I love Sid's equafleece hotter dog coat, and I think it fits him perfectly. Except for one issue...It covers so much of his belly that when he pees it goes inside the equafleece. Even when he cocks his leg! I end up having to wash the fleece and his belly each time he's worn it. Does anyone else have this issue? Or is my pup just a bad aim?! I'm thinking of cutting in underneath and sewing it back but I still want his belly covered as much as poss! 
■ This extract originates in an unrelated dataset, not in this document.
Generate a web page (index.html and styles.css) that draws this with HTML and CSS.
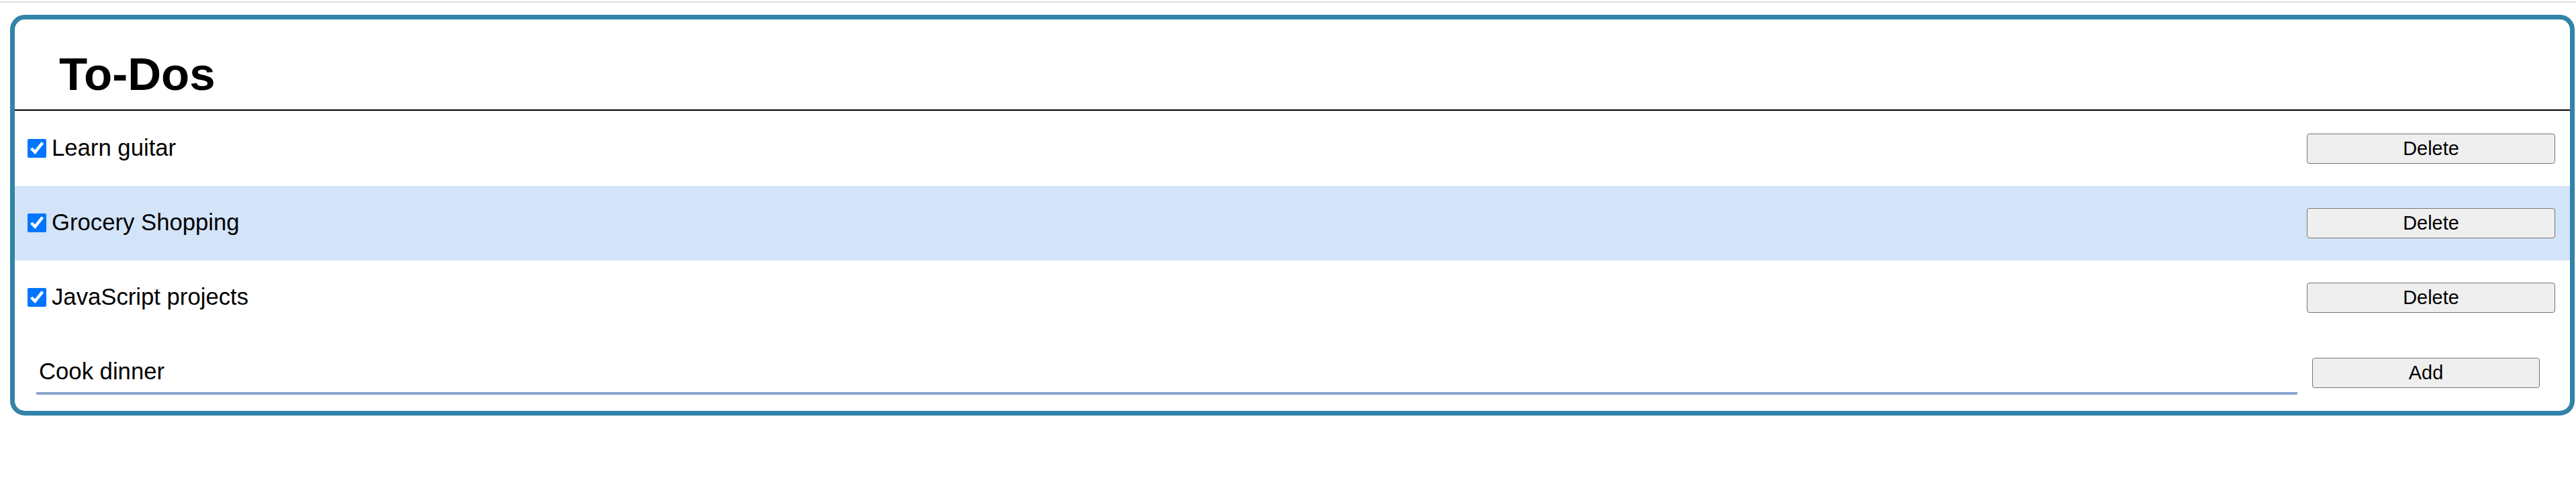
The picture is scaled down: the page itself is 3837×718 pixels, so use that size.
FILE: index.html
```html
<!DOCTYPE html>
<html lang="en">
<head>
<meta charset="utf-8">
<title>To-Dos</title>
<link rel="stylesheet" href="styles.css">
</head>
<body>
<div class="topline"></div>
<main class="card">
  <header class="card-header">
    <h1 class="title">To-Dos</h1>
  </header>
  <ul class="list">
    <li class="row">
      <input class="check" type="checkbox" checked>
      <span class="label">Learn guitar</span>
      <button class="btn btn-delete" type="button">Delete</button>
    </li>
    <li class="row row-hover">
      <input class="check" type="checkbox" checked>
      <span class="label">Grocery Shopping</span>
      <button class="btn btn-delete" type="button">Delete</button>
    </li>
    <li class="row">
      <input class="check" type="checkbox" checked>
      <span class="label">JavaScript projects</span>
      <button class="btn btn-delete" type="button">Delete</button>
    </li>
  </ul>
  <form class="add-row">
    <input class="new-todo" type="text" value="Cook dinner" autofocus>
    <button class="btn btn-add" type="button">Add</button>
  </form>
</main>
</body>
</html>
```
FILE: styles.css
```css
html, body {
  margin: 0;
  padding: 0;
  background: #ffffff;
}

body {
  padding-top: 2px;
  font-family: "Liberation Sans", Arial, sans-serif;
  color: #000000;
}

.topline {
  height: 2px;
  background: #dcdce5;
}

.card {
  margin: 18px 2px 0 15px;
  border: 7px solid #3283a7;
  border-radius: 22px;
  overflow: hidden;
}

.card-header {
  height: 136px;
  box-sizing: border-box;
  display: flex;
  align-items: flex-end;
  padding: 0 0 13px 66px;
  border-bottom: 2px solid #000000;
}

.title {
  margin: 0;
  font-size: 69px;
  font-weight: bold;
  line-height: normal;
}

.list {
  list-style: none;
  margin: 0;
  padding: 1px 0 0 0;
}

.row {
  height: 111px;
  box-sizing: border-box;
  display: flex;
  align-items: center;
  padding: 0 22px 0 19px;
}

.row-hover {
  background: #d3e3f8;
}

.check {
  width: 28px;
  height: 28px;
  margin: 0 0 2px 0;
  accent-color: #0075ff;
}

.label {
  margin-left: 8px;
  font-size: 34.7px;
  margin-bottom: 3px;
}

.btn {
  font-family: "Liberation Sans", Arial, sans-serif;
  font-size: 28.9px;
  color: #000000;
  background: #efefef;
  border: 1px solid #767676;
  border-radius: 4px;
  height: 45px;
  padding: 0;
}

.btn-delete {
  margin-left: auto;
  width: 370px;
}

.add-row {
  height: 113px;
  box-sizing: border-box;
  display: flex;
  align-items: flex-start;
  padding: 34px 45px 0 32px;
  margin: 0;
}

.new-todo {
  flex: 1;
  min-width: 0;
  font-family: "Liberation Sans", Arial, sans-serif;
  font-size: 34.7px;
  color: #000000;
  border: none;
  border-bottom: 4px solid #8aa5cd;
  padding: 1px 4px 11px 4px;
  margin: 0;
  outline: none;
  background: transparent;
  caret-color: #000000;
}

.btn-add {
  width: 339px;
  margin-left: 22px;
}
```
Just wondered if anyone else has this issue?


----------



## lola24 (Aug 14, 2011)

Not much help as I have girls, but could you stick a couple of stitches in it to pull it tighter onto his tummy so he can't pee on it? That way, you can take them out as he grows and hopefully it will not be a problem by then.......

Good luck!


----------



## lola24 (Aug 14, 2011)

P.S- he is gorgeous! Love a poo in an equafleece!!


----------



## dio.ren (Jan 18, 2013)

Can't give any advice but I just wanted to say that he looks adorable with it on! That color looks so cute on him


----------



## RuthMill (Jun 30, 2012)

Can't give any advice either as I have girls but just had to say... I LOVE THIS LITTLE GUY...


----------



## Marzi (Sep 17, 2012)

He does look great 
I think Jake had a one off issue with pee and his equafleece.


----------



## wilfiboy (Sep 18, 2010)

Sorry but I couldn't help but laugh when I read the title of the thread.... No advice either I'm afraid but like everyone else I think he looks lovely xx


----------



## mairi1 (Mar 12, 2012)

Sorry I can't help with the Equafleece ... Molly's is being put to better use across the pond 

But ....Sidney is *GORGEOUS*

We need some more photos of your stunning little boy :love-eyes::love-eyes::love-eyes:

xxx


----------



## SidneyM (Jun 15, 2013)

Aww thanks everyone! As cute as he looks in it, he seems to be the only pup who regularly pees his outfit...his street cred will take a battering if he keeps this up! I'm gonna have to stitch it somehow! x


----------



## GorgeousGeorge (Jan 19, 2013)

Hi Lucy I got George an equafleece in August for his holiday incase he needed drying off if he went in the sea. Its got a bit of room for him to grow into but not much he seemed fine no wee issue but I could see him having a pee issue if it was a bit big so may be put a tempary stich in for now then you can let it out as he grows. Georges fleece is a red one he looks so cute think he will grow out of his though as Harry will have it and get him a size bigger x


----------



## Tinman (Apr 23, 2013)

Gorgeous! He looks so Christmassy in the red and white x


----------